Et bien entendu j'ai gardé le meilleur pour la fin : Nahuel Perez Biscayart.
Le gars n'a que quelques grognements en guise de répliques et l'histoire ne lui offrira qu'une demi-douzaine de plans avant que son visage ne soit fauché par la mitraille.
Et pourtant il danse, il peint et surtout son regard et sa gestuelle suffisent à transmettre énormément d'émotions à tel point qu'à l'instar de la petite Louise le spectateur comprendra à chaque instant dans quel état se trouve Edouard et ce quel que soit le masque choisi.
En vérité le seul défaut d'Au revoir là-haut... C'est d'avoir immédiatement ringardisé les films suivants. Ou plutôt LE film suivant puisque a priori il n'est pas question d'adapter le troisième roman Miroir de nos peines pour le moment.
Sorti en 2022 soit cinq ans après le chef d'oeuvre de Dupontel, Couleurs de l'Incendie réalisé par Clovis Cornillac n'a hélas pas connu le même succès : loin des deux millions de son prédécesseur le film finira sa course aux 750 000 entrées. Et même si cette fois-ci il n'y avait pas de scène de guerre cela reste un gros échec pour un film bénéficiant d'une telle reconstitution des années 20-30.
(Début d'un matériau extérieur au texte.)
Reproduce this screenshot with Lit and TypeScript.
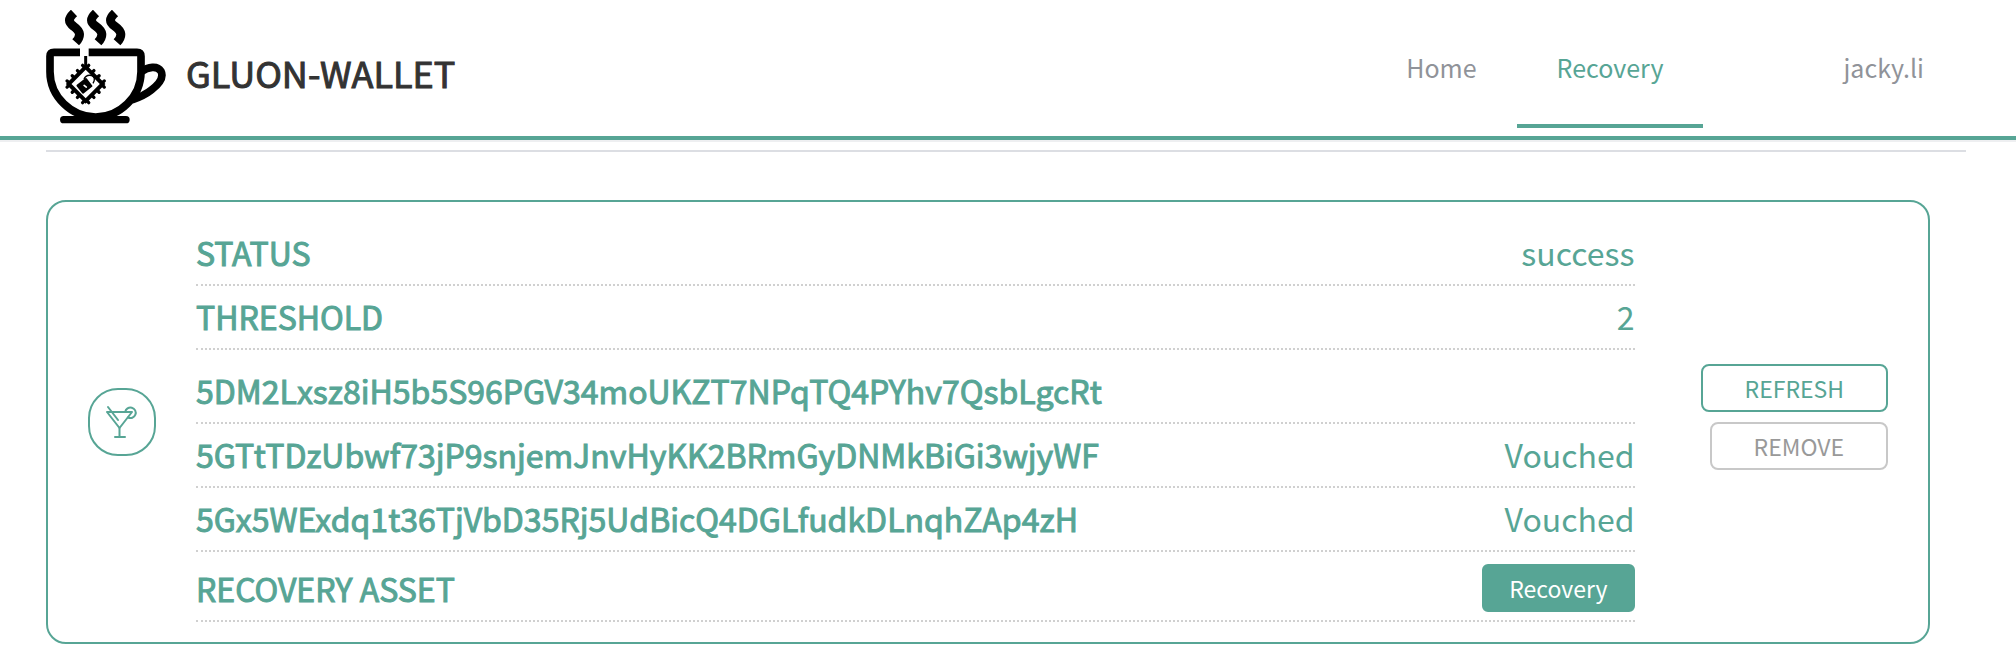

Le film n'était pourtant pas si mauvais et il était même une bonne adaptation du deuxième volet des Enfants du Désastre avec en prime quelques séquences réussies (l'opéra nazi notamment).
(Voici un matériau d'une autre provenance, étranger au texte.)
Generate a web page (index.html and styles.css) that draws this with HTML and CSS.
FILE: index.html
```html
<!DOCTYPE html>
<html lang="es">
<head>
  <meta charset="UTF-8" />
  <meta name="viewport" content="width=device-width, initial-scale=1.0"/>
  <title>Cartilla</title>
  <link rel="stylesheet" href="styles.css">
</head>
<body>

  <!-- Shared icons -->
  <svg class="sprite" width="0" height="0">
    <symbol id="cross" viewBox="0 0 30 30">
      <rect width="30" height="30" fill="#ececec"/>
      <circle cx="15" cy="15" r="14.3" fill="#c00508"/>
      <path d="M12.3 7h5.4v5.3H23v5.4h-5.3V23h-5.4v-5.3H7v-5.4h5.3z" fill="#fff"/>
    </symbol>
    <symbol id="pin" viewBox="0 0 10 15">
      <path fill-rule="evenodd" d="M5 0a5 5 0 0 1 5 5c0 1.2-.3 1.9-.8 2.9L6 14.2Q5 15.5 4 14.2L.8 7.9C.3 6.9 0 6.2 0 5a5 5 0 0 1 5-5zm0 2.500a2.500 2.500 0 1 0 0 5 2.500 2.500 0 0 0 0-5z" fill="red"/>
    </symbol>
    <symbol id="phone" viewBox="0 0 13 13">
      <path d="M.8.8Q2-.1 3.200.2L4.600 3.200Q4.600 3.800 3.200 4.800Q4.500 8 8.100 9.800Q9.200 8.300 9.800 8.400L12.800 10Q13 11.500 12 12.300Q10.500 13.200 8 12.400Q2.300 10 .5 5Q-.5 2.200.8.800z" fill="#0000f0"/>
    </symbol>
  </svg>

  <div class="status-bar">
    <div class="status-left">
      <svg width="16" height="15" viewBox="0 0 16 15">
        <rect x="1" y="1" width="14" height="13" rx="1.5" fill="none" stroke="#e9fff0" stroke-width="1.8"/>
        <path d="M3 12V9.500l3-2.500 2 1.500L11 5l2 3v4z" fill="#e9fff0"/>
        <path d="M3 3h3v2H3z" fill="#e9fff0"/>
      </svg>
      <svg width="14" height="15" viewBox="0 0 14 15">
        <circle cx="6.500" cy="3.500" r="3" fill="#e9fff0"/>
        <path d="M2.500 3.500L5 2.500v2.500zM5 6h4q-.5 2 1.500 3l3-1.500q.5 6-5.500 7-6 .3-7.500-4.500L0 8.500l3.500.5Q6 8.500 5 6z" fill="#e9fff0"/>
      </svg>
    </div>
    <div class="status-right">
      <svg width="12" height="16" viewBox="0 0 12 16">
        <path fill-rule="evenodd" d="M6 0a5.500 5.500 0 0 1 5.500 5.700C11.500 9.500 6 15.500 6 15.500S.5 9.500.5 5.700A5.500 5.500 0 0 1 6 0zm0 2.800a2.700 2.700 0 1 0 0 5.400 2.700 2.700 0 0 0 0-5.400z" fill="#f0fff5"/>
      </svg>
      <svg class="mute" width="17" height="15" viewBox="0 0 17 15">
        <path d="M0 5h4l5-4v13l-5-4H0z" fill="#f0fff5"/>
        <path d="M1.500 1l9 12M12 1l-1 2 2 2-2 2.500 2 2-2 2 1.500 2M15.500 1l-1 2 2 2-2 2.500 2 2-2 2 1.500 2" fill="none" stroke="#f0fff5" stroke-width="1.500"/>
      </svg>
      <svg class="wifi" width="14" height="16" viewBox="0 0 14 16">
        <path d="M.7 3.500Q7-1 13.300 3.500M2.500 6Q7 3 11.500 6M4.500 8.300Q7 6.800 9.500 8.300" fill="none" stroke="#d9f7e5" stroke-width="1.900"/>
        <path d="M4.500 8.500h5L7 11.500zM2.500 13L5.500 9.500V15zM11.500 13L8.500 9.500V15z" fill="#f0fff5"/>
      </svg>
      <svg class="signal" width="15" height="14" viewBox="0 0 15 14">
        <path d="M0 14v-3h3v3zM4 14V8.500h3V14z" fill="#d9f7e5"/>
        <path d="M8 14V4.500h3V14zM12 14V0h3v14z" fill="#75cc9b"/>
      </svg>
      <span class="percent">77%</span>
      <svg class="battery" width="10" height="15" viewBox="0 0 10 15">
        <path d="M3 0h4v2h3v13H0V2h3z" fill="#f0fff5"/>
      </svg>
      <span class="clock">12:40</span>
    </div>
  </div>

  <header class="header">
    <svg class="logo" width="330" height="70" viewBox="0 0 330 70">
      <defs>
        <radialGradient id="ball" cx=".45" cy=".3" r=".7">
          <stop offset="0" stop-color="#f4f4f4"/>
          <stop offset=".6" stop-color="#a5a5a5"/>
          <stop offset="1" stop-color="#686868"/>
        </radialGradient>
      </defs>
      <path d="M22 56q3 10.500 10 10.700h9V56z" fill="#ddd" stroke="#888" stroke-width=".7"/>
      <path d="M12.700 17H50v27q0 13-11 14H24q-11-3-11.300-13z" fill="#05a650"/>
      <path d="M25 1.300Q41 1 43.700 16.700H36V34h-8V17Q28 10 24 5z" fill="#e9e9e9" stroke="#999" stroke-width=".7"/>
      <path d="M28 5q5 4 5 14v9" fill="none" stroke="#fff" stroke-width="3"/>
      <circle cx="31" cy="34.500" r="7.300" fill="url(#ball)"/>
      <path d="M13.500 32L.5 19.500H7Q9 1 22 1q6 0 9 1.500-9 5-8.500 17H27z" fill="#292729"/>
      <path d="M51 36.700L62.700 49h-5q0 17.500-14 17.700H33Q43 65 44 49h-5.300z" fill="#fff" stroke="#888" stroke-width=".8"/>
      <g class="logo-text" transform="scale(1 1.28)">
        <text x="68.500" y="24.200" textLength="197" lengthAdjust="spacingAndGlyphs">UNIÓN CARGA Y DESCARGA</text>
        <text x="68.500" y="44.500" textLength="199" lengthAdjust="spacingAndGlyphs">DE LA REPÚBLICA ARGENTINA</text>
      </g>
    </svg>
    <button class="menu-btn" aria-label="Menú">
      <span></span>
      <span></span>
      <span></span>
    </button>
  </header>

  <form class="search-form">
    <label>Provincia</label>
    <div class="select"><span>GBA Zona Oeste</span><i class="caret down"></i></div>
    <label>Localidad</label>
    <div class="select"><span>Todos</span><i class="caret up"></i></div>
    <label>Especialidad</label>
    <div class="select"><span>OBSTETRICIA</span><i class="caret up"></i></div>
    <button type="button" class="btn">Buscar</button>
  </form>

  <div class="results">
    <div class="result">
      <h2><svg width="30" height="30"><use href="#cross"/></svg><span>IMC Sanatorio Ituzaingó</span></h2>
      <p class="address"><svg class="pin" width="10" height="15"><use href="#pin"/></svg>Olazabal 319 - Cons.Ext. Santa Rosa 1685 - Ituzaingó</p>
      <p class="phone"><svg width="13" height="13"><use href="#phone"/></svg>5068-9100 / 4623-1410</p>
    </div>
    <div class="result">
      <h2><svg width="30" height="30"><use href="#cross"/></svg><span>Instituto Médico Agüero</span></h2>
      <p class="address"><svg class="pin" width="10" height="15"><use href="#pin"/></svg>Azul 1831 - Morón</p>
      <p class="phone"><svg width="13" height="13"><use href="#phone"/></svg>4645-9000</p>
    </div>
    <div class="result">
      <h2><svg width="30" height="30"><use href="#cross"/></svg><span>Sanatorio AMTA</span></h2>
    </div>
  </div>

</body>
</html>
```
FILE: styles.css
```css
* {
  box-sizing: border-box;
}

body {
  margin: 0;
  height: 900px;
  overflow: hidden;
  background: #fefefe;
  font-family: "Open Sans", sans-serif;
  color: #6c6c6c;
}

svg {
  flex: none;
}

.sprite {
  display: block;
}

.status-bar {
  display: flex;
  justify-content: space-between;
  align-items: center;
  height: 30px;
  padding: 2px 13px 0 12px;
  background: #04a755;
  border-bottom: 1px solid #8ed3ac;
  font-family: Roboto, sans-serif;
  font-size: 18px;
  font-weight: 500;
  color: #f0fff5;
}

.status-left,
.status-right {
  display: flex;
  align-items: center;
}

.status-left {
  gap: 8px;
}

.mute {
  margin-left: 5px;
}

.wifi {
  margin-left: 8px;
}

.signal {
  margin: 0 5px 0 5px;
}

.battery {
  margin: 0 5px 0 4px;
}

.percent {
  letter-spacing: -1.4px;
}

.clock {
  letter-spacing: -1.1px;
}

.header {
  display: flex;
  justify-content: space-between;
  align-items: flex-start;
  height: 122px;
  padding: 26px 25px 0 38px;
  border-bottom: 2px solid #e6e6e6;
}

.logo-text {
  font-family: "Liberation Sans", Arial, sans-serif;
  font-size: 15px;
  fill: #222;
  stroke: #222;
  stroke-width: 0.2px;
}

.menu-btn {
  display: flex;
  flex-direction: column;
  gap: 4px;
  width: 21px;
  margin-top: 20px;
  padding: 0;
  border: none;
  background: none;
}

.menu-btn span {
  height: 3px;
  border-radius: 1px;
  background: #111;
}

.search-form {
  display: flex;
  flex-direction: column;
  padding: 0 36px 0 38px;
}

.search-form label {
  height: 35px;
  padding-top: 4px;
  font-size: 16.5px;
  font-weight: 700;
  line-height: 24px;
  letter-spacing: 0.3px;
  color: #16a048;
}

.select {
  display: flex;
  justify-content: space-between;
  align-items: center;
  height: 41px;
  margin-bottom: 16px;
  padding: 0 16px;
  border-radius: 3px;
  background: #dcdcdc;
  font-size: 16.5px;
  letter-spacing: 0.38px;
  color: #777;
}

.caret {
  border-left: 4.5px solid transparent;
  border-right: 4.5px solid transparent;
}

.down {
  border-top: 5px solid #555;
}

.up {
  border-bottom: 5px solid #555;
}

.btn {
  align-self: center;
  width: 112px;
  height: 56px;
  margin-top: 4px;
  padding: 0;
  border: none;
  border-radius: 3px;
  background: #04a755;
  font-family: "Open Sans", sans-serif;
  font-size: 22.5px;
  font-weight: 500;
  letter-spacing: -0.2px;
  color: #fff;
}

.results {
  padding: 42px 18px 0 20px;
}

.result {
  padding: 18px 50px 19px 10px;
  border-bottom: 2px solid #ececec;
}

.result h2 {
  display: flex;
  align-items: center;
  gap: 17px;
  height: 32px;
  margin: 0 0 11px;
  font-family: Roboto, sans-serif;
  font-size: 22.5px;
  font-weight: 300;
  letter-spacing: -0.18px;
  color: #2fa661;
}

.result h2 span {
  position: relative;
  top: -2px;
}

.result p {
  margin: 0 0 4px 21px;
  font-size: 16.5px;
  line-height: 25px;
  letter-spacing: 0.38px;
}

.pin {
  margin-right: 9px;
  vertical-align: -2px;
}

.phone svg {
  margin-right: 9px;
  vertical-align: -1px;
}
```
Mais il n'y avait pas ce génie de tous les instants dans la mise en scène, ni cette bande-son à la fois décalée et envoûtante, ni de fulgurance visuelle qui aurait pu transcender une intrigue il est vrai de base bien moins palpitante que ne l'était l'arnaque de Albert et Edouard.
C'est aussi pour ça que la trilogie est plutôt bien pensée : chaque roman peut se lire seul et il ne tient qu'au public de vouloir découvrir les deux autres sans pour autant que cela ne chamboule l'histoire qu'il vient de lire.
Au revoir là-haut le film est ainsi du même calibre : il est à lui seul un pur chef d'oeuvre de cinéma qui peut vous donner envie de voir la suite mais si celui-ci vous suffit vous ne resterez nullement sur votre faim.